§ **TASK STATEMENT**:
Transcribe each line of the material as it is, and drop any picture.

§ **INFORMATION SUPPLIED**:
[start]

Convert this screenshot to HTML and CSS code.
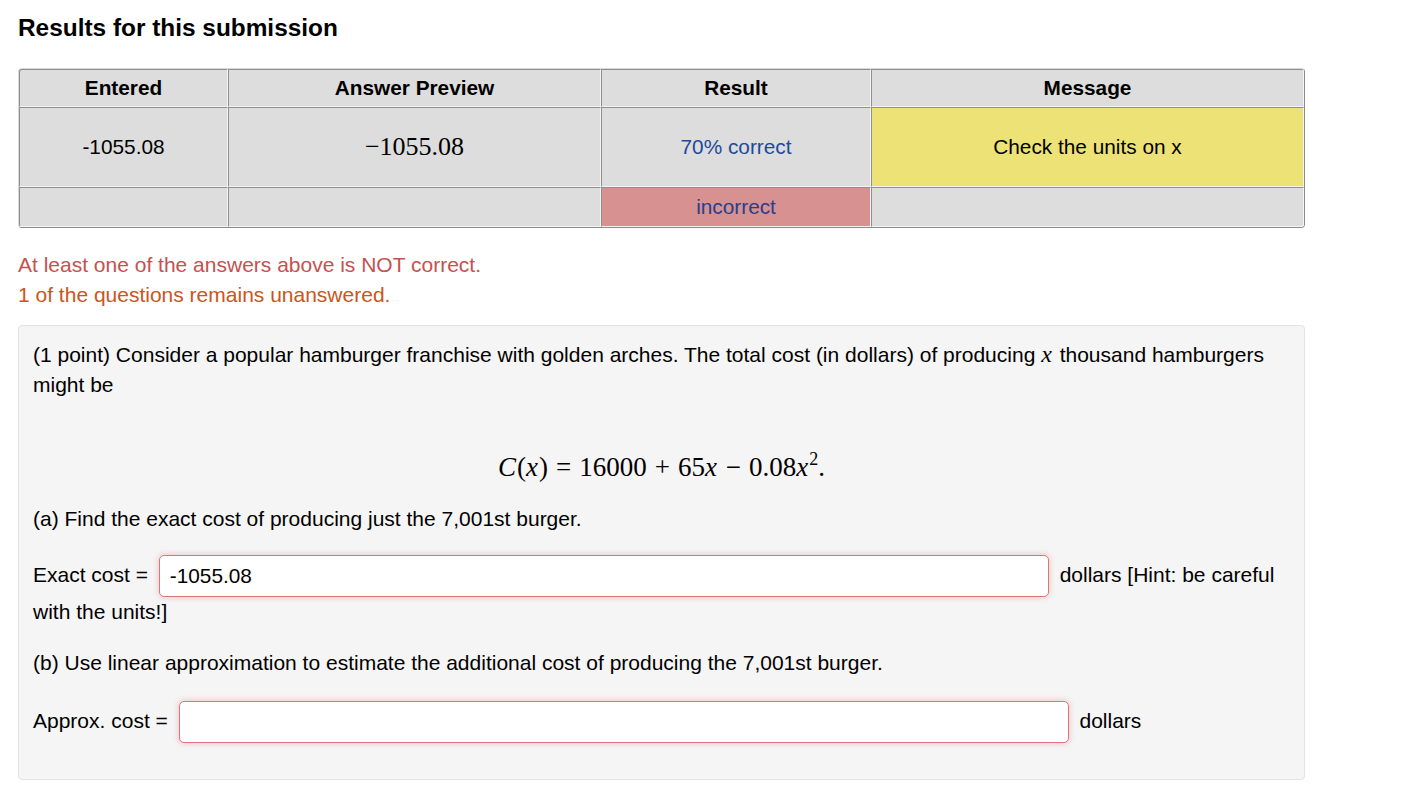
FILE: index.html
```html
<!DOCTYPE html>
<html lang="en">
<head>
    <meta charset="UTF-8">
    <title>Results for this submission</title>
    <link rel="stylesheet" href="styles.css">
</head>
<body>

    <h2 class="results-title">Results for this submission</h2>

    <!-- Attempt results table -->
    <table class="attempt-results">
        <tr class="head-row">
            <th class="col-entered">Entered</th>
            <th class="col-preview">Answer Preview</th>
            <th class="col-result">Result</th>
            <th class="col-message">Message</th>
        </tr>
        <tr class="answer-row">
            <td>-1055.08</td>
            <td class="preview">&minus;1055.08</td>
            <td class="result">70% correct</td>
            <td class="message-warn">Check the units on x</td>
        </tr>
        <tr class="blank-row">
            <td></td>
            <td></td>
            <td class="result incorrect">incorrect</td>
            <td></td>
        </tr>
    </table>

    <div class="summary">
        <div class="not-correct">At least one of the answers above is NOT correct.</div>
        <div class="unanswered">1 of the questions remains unanswered.</div>
    </div>

    <!-- Problem body -->
    <div class="problem">
        <p>(1 point) Consider a popular hamburger franchise with golden arches. The total cost (in dollars) of producing <i class="math">x</i> thousand hamburgers might be</p>

        <div class="display-math">
            <i>C</i>(<i>x</i>)<span class="op">=</span>16000<span class="op">+</span>65<i>x</i><span class="op">&minus;</span>0.08<i>x</i><sup>2</sup>.
        </div>

        <p>(a) Find the exact cost of producing just the 7,001st burger.</p>

        <p class="answer-line">Exact cost = <input type="text" class="answer-input" value="-1055.08"> dollars [Hint: be careful with the units!]</p>

        <p class="part-b">(b) Use linear approximation to estimate the additional cost of producing the 7,001st burger.</p>

        <p class="answer-line last">Approx. cost = <input type="text" class="answer-input" value=""> dollars</p>
    </div>

</body>
</html>
```

FILE: styles.css
```css
body {
    font-family: "Liberation Sans", Arial, sans-serif;
    font-size: 21px;
    line-height: 30px;
    color: #000;
    background-color: #fff;
    margin: 0;
    padding: 0 18px;
}

.results-title {
    font-size: 24.4px;
    font-weight: bold;
    line-height: 30px;
    margin: 13px 0 25px 0;
}

/* Results table */
.attempt-results {
    width: 1287px;
    table-layout: fixed;
    border-collapse: separate;
    border-spacing: 0;
    border: 1px solid;
    border-color: #d8d8d8 #8a8a8a #8a8a8a #d8d8d8;
    border-radius: 4px;
    background-color: #fff;
    font-size: 20.8px;
}

.attempt-results th,
.attempt-results td {
    box-sizing: border-box;
    background-color: #dddddd;
    border: 1px solid;
    border-color: #8f8f8f #f4f4f4 #f4f4f4 #8f8f8f;
    padding: 0 4px;
    text-align: center;
    vertical-align: middle;
    line-height: 24px;
}

.attempt-results th {
    font-weight: bold;
}

.col-entered { width: 209px; }
.col-preview { width: 373px; }
.col-result { width: 270px; }
.col-message { width: 433px; }

.head-row th { height: 38px; }
.answer-row td { height: 80px; }
.blank-row td { height: 40px; }

.attempt-results tr:first-child th:first-child { border-top-left-radius: 3px; }
.attempt-results tr:first-child th:last-child { border-top-right-radius: 3px; }
.attempt-results tr:last-child td:first-child { border-bottom-left-radius: 3px; }
.attempt-results tr:last-child td:last-child { border-bottom-right-radius: 3px; }

.preview {
    font-family: "Liberation Serif", "Times New Roman", serif;
    font-size: 26px;
}

.result {
    color: #1d4a9a;
}

.incorrect {
    background-color: #d69190 !important;
    color: #283f8c;
}

.message-warn {
    background-color: #ede275 !important;
}

/* Summary messages */
.summary {
    margin: 22px 0 15px 0;
}

.not-correct {
    color: #c4524f;
}

.unanswered {
    color: #c9561c;
}

/* Problem box */
.problem {
    width: 1287px;
    box-sizing: border-box;
    background-color: #f5f5f5;
    border: 1px solid #e3e3e3;
    border-radius: 4px;
    padding: 13px 14px 14px 14px;
}

.problem p {
    margin: 0 0 21px 0;
}

.problem p:first-child {
    margin-bottom: 0;
}

.math {
    font-family: "Liberation Serif", "Times New Roman", serif;
    font-size: 24px;
    padding-right: 2px;
}

.display-math {
    font-family: "Liberation Serif", "Times New Roman", serif;
    font-size: 27px;
    line-height: 40px;
    text-align: center;
    margin: 47px 0 17px 0;
}

.display-math i {
    padding-right: 1px;
}

.display-math .op {
    margin: 0 8px;
}

.display-math sup {
    font-size: 18px;
    line-height: 0;
    vertical-align: 11px;
}

.answer-line {
    margin-top: 22px;
}

.part-b {
    margin-top: 22px;
}

.answer-line.last {
    margin-top: 23px;
    margin-bottom: 22px !important;
}

.answer-input {
    box-sizing: border-box;
    width: 890px;
    height: 42px;
    margin: 0 5px;
    padding: 0 10px;
    font-family: "Liberation Sans", Arial, sans-serif;
    font-size: 20.8px;
    color: #000;
    background-color: #fff;
    border: 1px solid #d9787a;
    border-radius: 5px;
    box-shadow: 0 0 6px rgba(220, 120, 120, 0.45);
    vertical-align: middle;
    outline: none;
}
```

[end]

§ **THE SOLUTION**:
Convert this screenshot to HTML and CSS code.
FILE: index.html
```html
<!DOCTYPE html>
<html lang="en">
<head>
    <meta charset="UTF-8">
    <title>Results for this submission</title>
    <link rel="stylesheet" href="styles.css">
</head>
<body>

    <h2 class="results-title">Results for this submission</h2>

    <!-- Attempt results table -->
    <table class="attempt-results">
        <tr class="head-row">
            <th class="col-entered">Entered</th>
            <th class="col-preview">Answer Preview</th>
            <th class="col-result">Result</th>
            <th class="col-message">Message</th>
        </tr>
        <tr class="answer-row">
            <td>-1055.08</td>
            <td class="preview">&minus;1055.08</td>
            <td class="result">70% correct</td>
            <td class="message-warn">Check the units on x</td>
        </tr>
        <tr class="blank-row">
            <td></td>
            <td></td>
            <td class="result incorrect">incorrect</td>
            <td></td>
        </tr>
    </table>

    <div class="summary">
        <div class="not-correct">At least one of the answers above is NOT correct.</div>
        <div class="unanswered">1 of the questions remains unanswered.</div>
    </div>

    <!-- Problem body -->
    <div class="problem">
        <p>(1 point) Consider a popular hamburger franchise with golden arches. The total cost (in dollars) of producing <i class="math">x</i> thousand hamburgers might be</p>

        <div class="display-math">
            <i>C</i>(<i>x</i>)<span class="op">=</span>16000<span class="op">+</span>65<i>x</i><span class="op">&minus;</span>0.08<i>x</i><sup>2</sup>.
        </div>

        <p>(a) Find the exact cost of producing just the 7,001st burger.</p>

        <p class="answer-line">Exact cost = <input type="text" class="answer-input" value="-1055.08"> dollars [Hint: be careful with the units!]</p>

        <p class="part-b">(b) Use linear approximation to estimate the additional cost of producing the 7,001st burger.</p>

        <p class="answer-line last">Approx. cost = <input type="text" class="answer-input" value=""> dollars</p>
    </div>

</body>
</html>
```

FILE: styles.css
```css
body {
    font-family: "Liberation Sans", Arial, sans-serif;
    font-size: 21px;
    line-height: 30px;
    color: #000;
    background-color: #fff;
    margin: 0;
    padding: 0 18px;
}

.results-title {
    font-size: 24.4px;
    font-weight: bold;
    line-height: 30px;
    margin: 13px 0 25px 0;
}

/* Results table */
.attempt-results {
    width: 1287px;
    table-layout: fixed;
    border-collapse: separate;
    border-spacing: 0;
    border: 1px solid;
    border-color: #d8d8d8 #8a8a8a #8a8a8a #d8d8d8;
    border-radius: 4px;
    background-color: #fff;
    font-size: 20.8px;
}

.attempt-results th,
.attempt-results td {
    box-sizing: border-box;
    background-color: #dddddd;
    border: 1px solid;
    border-color: #8f8f8f #f4f4f4 #f4f4f4 #8f8f8f;
    padding: 0 4px;
    text-align: center;
    vertical-align: middle;
    line-height: 24px;
}

.attempt-results th {
    font-weight: bold;
}

.col-entered { width: 209px; }
.col-preview { width: 373px; }
.col-result { width: 270px; }
.col-message { width: 433px; }

.head-row th { height: 38px; }
.answer-row td { height: 80px; }
.blank-row td { height: 40px; }

.attempt-results tr:first-child th:first-child { border-top-left-radius: 3px; }
.attempt-results tr:first-child th:last-child { border-top-right-radius: 3px; }
.attempt-results tr:last-child td:first-child { border-bottom-left-radius: 3px; }
.attempt-results tr:last-child td:last-child { border-bottom-right-radius: 3px; }

.preview {
    font-family: "Liberation Serif", "Times New Roman", serif;
    font-size: 26px;
}

.result {
    color: #1d4a9a;
}

.incorrect {
    background-color: #d69190 !important;
    color: #283f8c;
}

.message-warn {
    background-color: #ede275 !important;
}

/* Summary messages */
.summary {
    margin: 22px 0 15px 0;
}

.not-correct {
    color: #c4524f;
}

.unanswered {
    color: #c9561c;
}

/* Problem box */
.problem {
    width: 1287px;
    box-sizing: border-box;
    background-color: #f5f5f5;
    border: 1px solid #e3e3e3;
    border-radius: 4px;
    padding: 13px 14px 14px 14px;
}

.problem p {
    margin: 0 0 21px 0;
}

.problem p:first-child {
    margin-bottom: 0;
}

.math {
    font-family: "Liberation Serif", "Times New Roman", serif;
    font-size: 24px;
    padding-right: 2px;
}

.display-math {
    font-family: "Liberation Serif", "Times New Roman", serif;
    font-size: 27px;
    line-height: 40px;
    text-align: center;
    margin: 47px 0 17px 0;
}

.display-math i {
    padding-right: 1px;
}

.display-math .op {
    margin: 0 8px;
}

.display-math sup {
    font-size: 18px;
    line-height: 0;
    vertical-align: 11px;
}

.answer-line {
    margin-top: 22px;
}

.part-b {
    margin-top: 22px;
}

.answer-line.last {
    margin-top: 23px;
    margin-bottom: 22px !important;
}

.answer-input {
    box-sizing: border-box;
    width: 890px;
    height: 42px;
    margin: 0 5px;
    padding: 0 10px;
    font-family: "Liberation Sans", Arial, sans-serif;
    font-size: 20.8px;
    color: #000;
    background-color: #fff;
    border: 1px solid #d9787a;
    border-radius: 5px;
    box-shadow: 0 0 6px rgba(220, 120, 120, 0.45);
    vertical-align: middle;
    outline: none;
}
```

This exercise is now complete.